It is also known that paper web tension is measured in order to adjust speed differences between different operational groups of the paper machine. In a known solution, a paper web tension profile is measured, which is used for defining an average tension for the paper web, according to which the speed differences are adjusted. When the mean tension of the web is used and the tension profile is poor, i.e. highly uneven, the web tension may at some points become too high, which causes the web to break.

The purpose of the present invention is to provide an improved method and equipment for controlling speed differences between operational groups in a paper machine and in paper web finishing apparatuses.

The method of the invention is characterized by measuring the moisture profile of the paper web substantially along the entire width of the paper web, defining the minimum and maximum values for moisture on the basis of the moisture profile, defining a drawing window describing the allowable tension to be directed to the paper web, the lower and upper limits of the drawing window being defined on the basis of the minimum and maximum values for moisture, and adjusting the speed difference between the operational groups so that the paper web tension is within the range defined by the drawing window.
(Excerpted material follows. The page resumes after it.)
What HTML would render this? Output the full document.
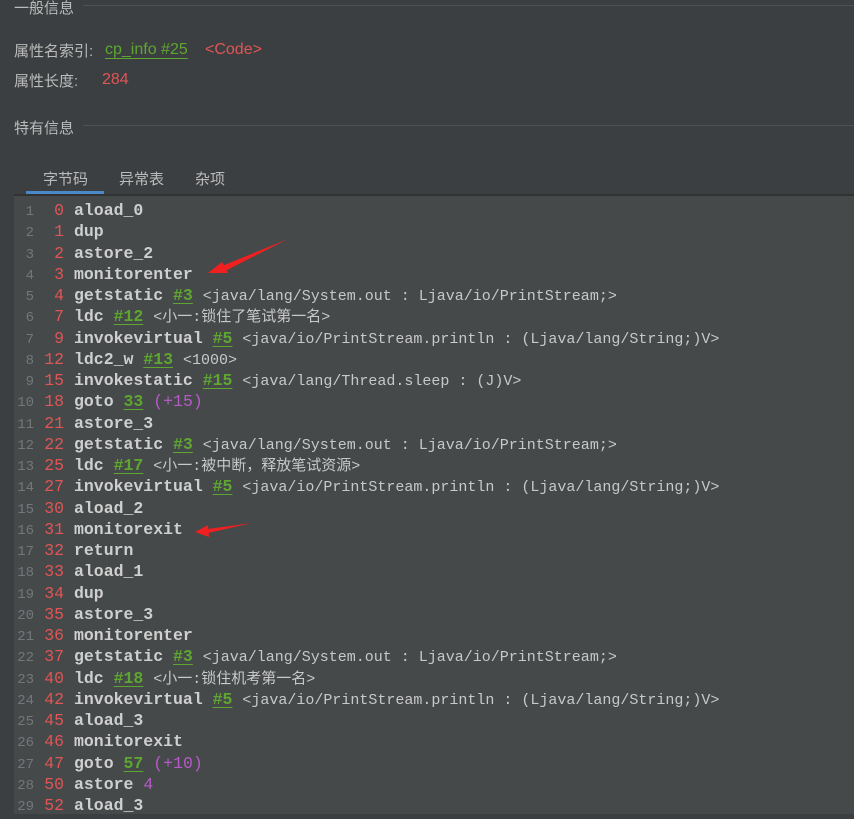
<!DOCTYPE html>
<html><head><meta charset="utf-8"><style>
body{margin:0;width:854px;height:819px;background:#3c3f41;overflow:hidden;position:relative;font-family:"Liberation Sans","Noto Sans CJK SC",sans-serif;color:#bbbbbb}
.t{position:absolute;font-size:15px;color:#bbb}
.hr{position:absolute;height:1px;background:#4e5254}
.code{position:absolute;left:14px;top:194px;right:0;height:618px;background:#45494a;border-top:2px solid #323232}
.ln{position:absolute;height:21.25px;line-height:21.25px;white-space:pre}
.n{position:absolute;top:2px;width:20px;text-align:right;left:0;color:#74777a;font-family:"Liberation Mono",monospace;font-size:14px}
.o{position:absolute;width:50px;text-align:right;color:#e05555;font-family:"Liberation Mono",monospace;font-size:16.5px}
.i{position:absolute;left:60px;font-family:"Liberation Mono","Noto Sans CJK SC",monospace;font-size:16.5px;font-weight:bold;color:#cfcfcf}
.c{font-weight:normal;font-size:15px;color:#c8c8c8}
.g{color:#5ea630;text-decoration:underline;text-underline-offset:3px}
.p{color:#b65ac8;font-weight:normal}
.tab{position:absolute;top:168px;font-size:15px;color:#bbb}
</style></head><body>
<div class="t" style="left:14px;top:-3px">一般信息</div><div class="hr" style="left:83px;right:0;top:5px"></div>
<div class="t" style="left:14px;top:40px">属性名索引:</div>
<div class="t" style="left:105px;top:41px;font-size:16px;color:#5ea630;text-decoration:underline;text-underline-offset:4px">cp_info #25</div>
<div class="t" style="left:205px;top:41px;font-size:16px;color:#e05555">&lt;Code&gt;</div>
<div class="t" style="left:14px;top:70px">属性长度:</div>
<div class="t" style="left:102px;top:71px;font-size:16px;color:#e05555">284</div>
<div class="t" style="left:14px;top:117px">特有信息</div><div class="hr" style="left:83px;right:0;top:125px"></div>
<div class="tab" style="left:43px">字节码</div><div class="tab" style="left:119px">异常表</div><div class="tab" style="left:195px">杂项</div>
<div style="position:absolute;left:26px;top:191px;width:78px;height:3px;background:#4a88c7"></div>
<div class="code" id="c"></div>
<svg style="position:absolute;left:0;top:0" width="854" height="819"><polygon points="288,239 222,266 225,271" fill="#f02020"/><polygon points="208,273 222,262 228,273" fill="#f02020"/><polygon points="252,523 208,529 208,533" fill="#f02020"/><polygon points="195,532 208,525 209,537" fill="#f02020"/></svg>
<script>
var L=[["0","aload_0"],["1","dup"],["2","astore_2"],["3","monitorenter"],["4",'getstatic <span class=g>#3</span> <span class=c>&lt;java/lang/System.out : Ljava/io/PrintStream;&gt;</span>'],["7",'ldc <span class=g>#12</span> <span class=c>&lt;小一:锁住了笔试第一名&gt;</span>'],["9",'invokevirtual <span class=g>#5</span> <span class=c>&lt;java/io/PrintStream.println : (Ljava/lang/String;)V&gt;</span>'],["12",'ldc2_w <span class=g>#13</span> <span class=c>&lt;1000&gt;</span>'],["15",'invokestatic <span class=g>#15</span> <span class=c>&lt;java/lang/Thread.sleep : (J)V&gt;</span>'],["18",'goto <span class=g>33</span> <span class=p>(+15)</span>'],["21","astore_3"],["22",'getstatic <span class=g>#3</span> <span class=c>&lt;java/lang/System.out : Ljava/io/PrintStream;&gt;</span>'],["25",'ldc <span class=g>#17</span> <span class=c>&lt;小一:被中断，释放笔试资源&gt;</span>'],["27",'invokevirtual <span class=g>#5</span> <span class=c>&lt;java/io/PrintStream.println : (Ljava/lang/String;)V&gt;</span>'],["30","aload_2"],["31","monitorexit"],["32","return"],["33","aload_1"],["34","dup"],["35","astore_3"],["36","monitorenter"],["37",'getstatic <span class=g>#3</span> <span class=c>&lt;java/lang/System.out : Ljava/io/PrintStream;&gt;</span>'],["40",'ldc <span class=g>#18</span> <span class=c>&lt;小一:锁住机考第一名&gt;</span>'],["42",'invokevirtual <span class=g>#5</span> <span class=c>&lt;java/io/PrintStream.println : (Ljava/lang/String;)V&gt;</span>'],["45","aload_3"],["46","monitorexit"],["47",'goto <span class=g>57</span> <span class=p>(+10)</span>'],["50",'astore <span class=p>4</span>'],["52","aload_3"]];
var h="";L.forEach(function(l,k){h+='<div class=ln style="top:'+(4+k*21.25)+'px;left:0;width:840px"><span class=n>'+(k+1)+'</span><span class=o>'+l[0]+'</span><span class=i>'+l[1]+'</span></div>'});
document.getElementById("c").innerHTML=h;
</script>
</body></html>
The equipment of the invention is further characterized in that the equipment comprises at least one moisture measuring device for measuring a moisture profile of the paper web substantially along the entire width of the paper web, means for defining the minimum and maximum values for moisture on the basis of the moisture profile, means for defining a drawing window describing the allowable tension to be directed to the paper web, the lower and upper limits of the drawing window being arranged to be defined on the basis of the minimum and maximum values for moisture, and means for adjusting the speed difference between the operational groups so that the paper web tension is within the range defined by the drawing window.

According to the essential idea of the invention, a variable representing the runnability of a paper web to be manufactured with a paper machine or processed with a finishing apparatus is measured and the speed difference between operational groups of the paper machine and/or the finishing apparatus is adjusted on the basis of the measurement of this variable so that the moisture profile of the paper web is measured substantially along the entire width of the paper web, the minimum and maximum values for moisture are defined from the moisture profile, the minimum and maximum values being used for defining a drawing window describing the allowable tension to be directed to the paper web and for defining the lower and upper limits of the drawing window, and the speed difference between the operational groups is adjusted so that the paper web tension is within the range defined by the drawing window. According to an embodiment of the invention, the variable representing the runnability of the paper web is paper web moisture. According to a second embodiment of the invention, the variable representing the runnability of the paper web is paper web tension. According to a third embodiment of the invention, the moisture profile of the paper web is the mean value of two or more moisture profiles measured along the entire width of the paper web. According to a fourth embodiment of the invention, the paper web finishing apparatus is a coating machine.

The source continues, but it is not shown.